GIVEN INFORMATION:
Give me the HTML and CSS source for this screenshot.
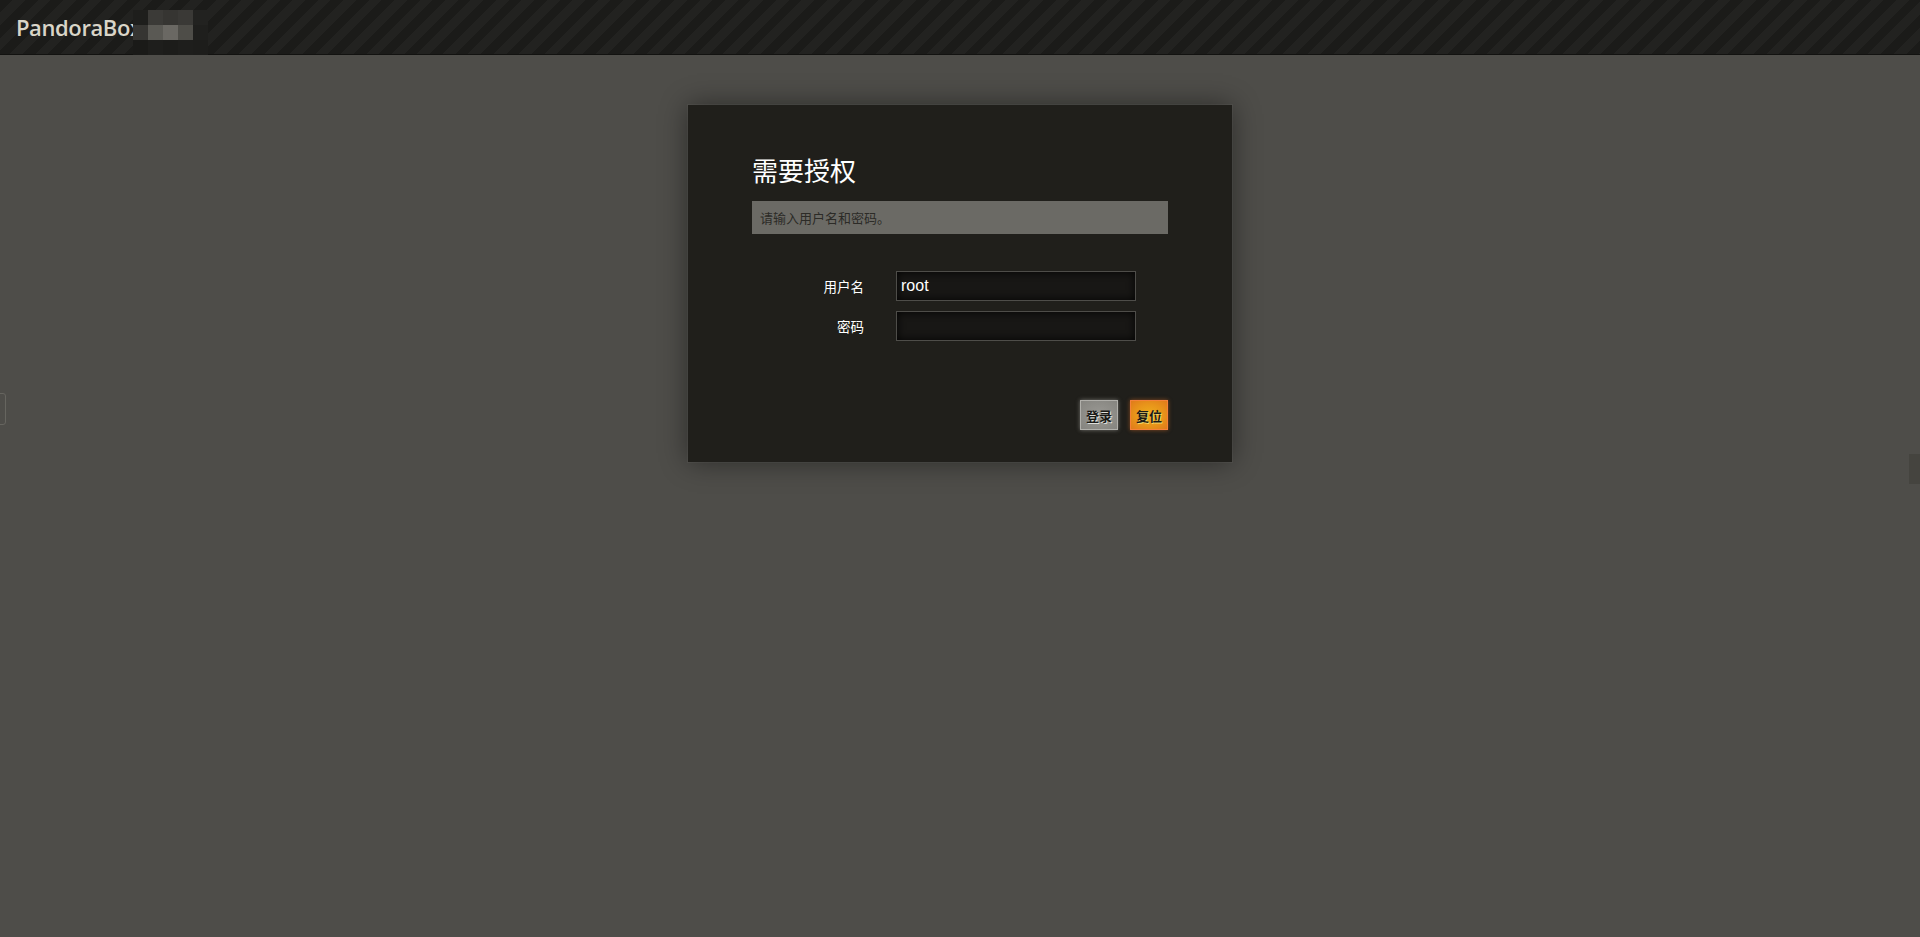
FILE: index.html
```html
<!DOCTYPE html>
<html lang="zh-CN">
<head>
<meta charset="utf-8">
<title>PandoraBox - 需要授权</title>
<link rel="stylesheet" href="styles.css">
</head>
<body>
<header class="topbar">
  <span class="brand">PandoraBox</span>
  <div class="mosaic">
    <i class="m1"></i><i class="m2"></i><i class="m3"></i><i class="m4"></i><i class="m5"></i>
    <i class="m6"></i><i class="m7"></i><i class="m8"></i><i class="m9"></i><i class="m10"></i>
    <i class="m11"></i><i class="m12"></i><i class="m13"></i><i class="m14"></i><i class="m15"></i>
  </div>
</header>
<main class="page">
  <form class="dialog">
    <h2 class="title">需要授权</h2>
    <div class="info">请输入用户名和密码。</div>
    <div class="fields">
      <label class="label" for="u">用户名</label>
      <input class="input" id="u" type="text" value="root">
      <label class="label" for="p">密码</label>
      <input class="input" id="p" type="password" value="">
    </div>
    <div class="actions">
      <button type="button" class="btn btn-gray">登录</button>
      <button type="button" class="btn btn-orange">复位</button>
    </div>
  </form>
</main>
<div class="edge-left"></div>
<div class="edge-right"></div>
</body>
</html>
```
FILE: styles.css
```css
html, body {
  margin: 0;
  padding: 0;
  height: 100%;
}
body {
  background: #4e4d49;
  font-family: "Liberation Sans", "Noto Sans CJK SC", sans-serif;
  color: #fff;
  overflow: hidden;
}
.topbar {
  position: relative;
  height: 54px;
  border-bottom: 1px solid #121210;
  background: repeating-linear-gradient(135deg, #1b1b19 0px, #1b1b19 9px, #222220 9px, #222220 18px);
  display: flex;
  align-items: center;
  padding-left: 16px;
  box-sizing: content-box;
}
.brand {
  font-family: "Open Sans", "DejaVu Sans", sans-serif;
  font-size: 22px;
  font-weight: 600;
  color: #d9d5c8;
  letter-spacing: -0.4px;
  margin-top: -1px;
}
.mosaic {
  position: absolute;
  left: 133px;
  top: 10px;
  display: grid;
  grid-template-columns: repeat(5, 15px);
  grid-template-rows: 15px 15px 15px;
}
.mosaic i { display: block; }
.m1 { background: #1e1e1c; }
.m2 { background: #3b3a37; }
.m3 { background: #363532; }
.m4 { background: #3a3936; }
.m5 { background: #222220; }
.m6 { background: #363532; }
.m7 { background: #5a5954; }
.m8 { background: #6a6863; }
.m9 { background: #4e4d48; }
.m10 { background: #1f1f1d; }
.m11 { background: #1a1a18; }
.m12 { background: #1e1e1c; }
.m13 { background: #1c1c1a; }
.m14 { background: #1e1e1c; }
.m15 { background: #1d1d1b; }

.page {
  display: flex;
  justify-content: center;
  padding-top: 50px;
}
.dialog {
  width: 544px;
  box-sizing: border-box;
  background: #201f1b;
  padding: 49px 64px 32px;
  margin: 0;
  box-shadow: 0 0 0 1px rgba(255,255,255,0.04), 0 0 26px rgba(0,0,0,0.45);
}
.title {
  margin: 0 0 16px;
  font-family: "Noto Sans CJK SC", sans-serif;
  font-weight: normal;
  font-size: 26px;
  line-height: 31px;
  color: #fff;
}
.info {
  background: #6b6a65;
  height: 33px;
  line-height: 33px;
  padding-left: 8px;
  font-family: "Noto Sans CJK SC", sans-serif;
  font-size: 13px;
  color: #2c2b27;
}
.fields {
  display: grid;
  grid-template-columns: 112px 240px;
  column-gap: 32px;
  row-gap: 10px;
  align-items: center;
  margin-top: 37px;
}
.label {
  text-align: right;
  font-family: "Noto Sans CJK SC", sans-serif;
  font-size: 13.5px;
  color: #fff;
}
.input {
  width: 240px;
  height: 30px;
  box-sizing: border-box;
  margin: 0;
  border: 1px solid #4e4d49;
  background: #181715;
  box-shadow: inset 0 0 8px rgba(0,0,0,0.9);
  color: #fff;
  font-family: "Liberation Sans", sans-serif;
  font-size: 16px;
  padding: 0 4px;
  outline: none;
}
.actions {
  display: flex;
  justify-content: flex-end;
  gap: 12px;
  margin-top: 59px;
}
.btn {
  width: 38px;
  height: 30px;
  box-sizing: border-box;
  padding: 0;
  font-family: "Noto Sans CJK SC", sans-serif;
  font-size: 13px;
  font-weight: bold;
  color: #1a1a17;
  cursor: pointer;
}
.btn-gray {
  border: 1px solid #b0afaa;
  background: radial-gradient(ellipse at center, #9a9994 0%, #85847f 100%);
  box-shadow: 0 0 4px rgba(200,200,195,0.5);
  text-shadow: 1px 1px 0 #e0e0dc;
}
.btn-orange {
  border: 1px solid #f5823a;
  background: radial-gradient(ellipse at center, #eeae1c 0%, #e8941a 55%, #e07a1a 100%);
  box-shadow: 0 0 4px rgba(240,120,40,0.5);
  text-shadow: 1px 1px 0 #f6d86a;
}
.edge-left {
  position: fixed;
  left: -3px;
  top: 393px;
  width: 7px;
  height: 30px;
  border: 1px solid #66655f;
  border-radius: 3px;
}
.edge-right {
  position: fixed;
  right: 0;
  top: 454px;
  width: 11px;
  height: 30px;
  background: #45443f;
}
```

PROBLEM:
In your copy, leave out the pictures and reproduce the material above exactly.

RESULT:
Give me the HTML and CSS source for this screenshot.
FILE: index.html
```html
<!DOCTYPE html>
<html lang="zh-CN">
<head>
<meta charset="utf-8">
<title>PandoraBox - 需要授权</title>
<link rel="stylesheet" href="styles.css">
</head>
<body>
<header class="topbar">
  <span class="brand">PandoraBox</span>
  <div class="mosaic">
    <i class="m1"></i><i class="m2"></i><i class="m3"></i><i class="m4"></i><i class="m5"></i>
    <i class="m6"></i><i class="m7"></i><i class="m8"></i><i class="m9"></i><i class="m10"></i>
    <i class="m11"></i><i class="m12"></i><i class="m13"></i><i class="m14"></i><i class="m15"></i>
  </div>
</header>
<main class="page">
  <form class="dialog">
    <h2 class="title">需要授权</h2>
    <div class="info">请输入用户名和密码。</div>
    <div class="fields">
      <label class="label" for="u">用户名</label>
      <input class="input" id="u" type="text" value="root">
      <label class="label" for="p">密码</label>
      <input class="input" id="p" type="password" value="">
    </div>
    <div class="actions">
      <button type="button" class="btn btn-gray">登录</button>
      <button type="button" class="btn btn-orange">复位</button>
    </div>
  </form>
</main>
<div class="edge-left"></div>
<div class="edge-right"></div>
</body>
</html>
```
FILE: styles.css
```css
html, body {
  margin: 0;
  padding: 0;
  height: 100%;
}
body {
  background: #4e4d49;
  font-family: "Liberation Sans", "Noto Sans CJK SC", sans-serif;
  color: #fff;
  overflow: hidden;
}
.topbar {
  position: relative;
  height: 54px;
  border-bottom: 1px solid #121210;
  background: repeating-linear-gradient(135deg, #1b1b19 0px, #1b1b19 9px, #222220 9px, #222220 18px);
  display: flex;
  align-items: center;
  padding-left: 16px;
  box-sizing: content-box;
}
.brand {
  font-family: "Open Sans", "DejaVu Sans", sans-serif;
  font-size: 22px;
  font-weight: 600;
  color: #d9d5c8;
  letter-spacing: -0.4px;
  margin-top: -1px;
}
.mosaic {
  position: absolute;
  left: 133px;
  top: 10px;
  display: grid;
  grid-template-columns: repeat(5, 15px);
  grid-template-rows: 15px 15px 15px;
}
.mosaic i { display: block; }
.m1 { background: #1e1e1c; }
.m2 { background: #3b3a37; }
.m3 { background: #363532; }
.m4 { background: #3a3936; }
.m5 { background: #222220; }
.m6 { background: #363532; }
.m7 { background: #5a5954; }
.m8 { background: #6a6863; }
.m9 { background: #4e4d48; }
.m10 { background: #1f1f1d; }
.m11 { background: #1a1a18; }
.m12 { background: #1e1e1c; }
.m13 { background: #1c1c1a; }
.m14 { background: #1e1e1c; }
.m15 { background: #1d1d1b; }

.page {
  display: flex;
  justify-content: center;
  padding-top: 50px;
}
.dialog {
  width: 544px;
  box-sizing: border-box;
  background: #201f1b;
  padding: 49px 64px 32px;
  margin: 0;
  box-shadow: 0 0 0 1px rgba(255,255,255,0.04), 0 0 26px rgba(0,0,0,0.45);
}
.title {
  margin: 0 0 16px;
  font-family: "Noto Sans CJK SC", sans-serif;
  font-weight: normal;
  font-size: 26px;
  line-height: 31px;
  color: #fff;
}
.info {
  background: #6b6a65;
  height: 33px;
  line-height: 33px;
  padding-left: 8px;
  font-family: "Noto Sans CJK SC", sans-serif;
  font-size: 13px;
  color: #2c2b27;
}
.fields {
  display: grid;
  grid-template-columns: 112px 240px;
  column-gap: 32px;
  row-gap: 10px;
  align-items: center;
  margin-top: 37px;
}
.label {
  text-align: right;
  font-family: "Noto Sans CJK SC", sans-serif;
  font-size: 13.5px;
  color: #fff;
}
.input {
  width: 240px;
  height: 30px;
  box-sizing: border-box;
  margin: 0;
  border: 1px solid #4e4d49;
  background: #181715;
  box-shadow: inset 0 0 8px rgba(0,0,0,0.9);
  color: #fff;
  font-family: "Liberation Sans", sans-serif;
  font-size: 16px;
  padding: 0 4px;
  outline: none;
}
.actions {
  display: flex;
  justify-content: flex-end;
  gap: 12px;
  margin-top: 59px;
}
.btn {
  width: 38px;
  height: 30px;
  box-sizing: border-box;
  padding: 0;
  font-family: "Noto Sans CJK SC", sans-serif;
  font-size: 13px;
  font-weight: bold;
  color: #1a1a17;
  cursor: pointer;
}
.btn-gray {
  border: 1px solid #b0afaa;
  background: radial-gradient(ellipse at center, #9a9994 0%, #85847f 100%);
  box-shadow: 0 0 4px rgba(200,200,195,0.5);
  text-shadow: 1px 1px 0 #e0e0dc;
}
.btn-orange {
  border: 1px solid #f5823a;
  background: radial-gradient(ellipse at center, #eeae1c 0%, #e8941a 55%, #e07a1a 100%);
  box-shadow: 0 0 4px rgba(240,120,40,0.5);
  text-shadow: 1px 1px 0 #f6d86a;
}
.edge-left {
  position: fixed;
  left: -3px;
  top: 393px;
  width: 7px;
  height: 30px;
  border: 1px solid #66655f;
  border-radius: 3px;
}
.edge-right {
  position: fixed;
  right: 0;
  top: 454px;
  width: 11px;
  height: 30px;
  background: #45443f;
}
```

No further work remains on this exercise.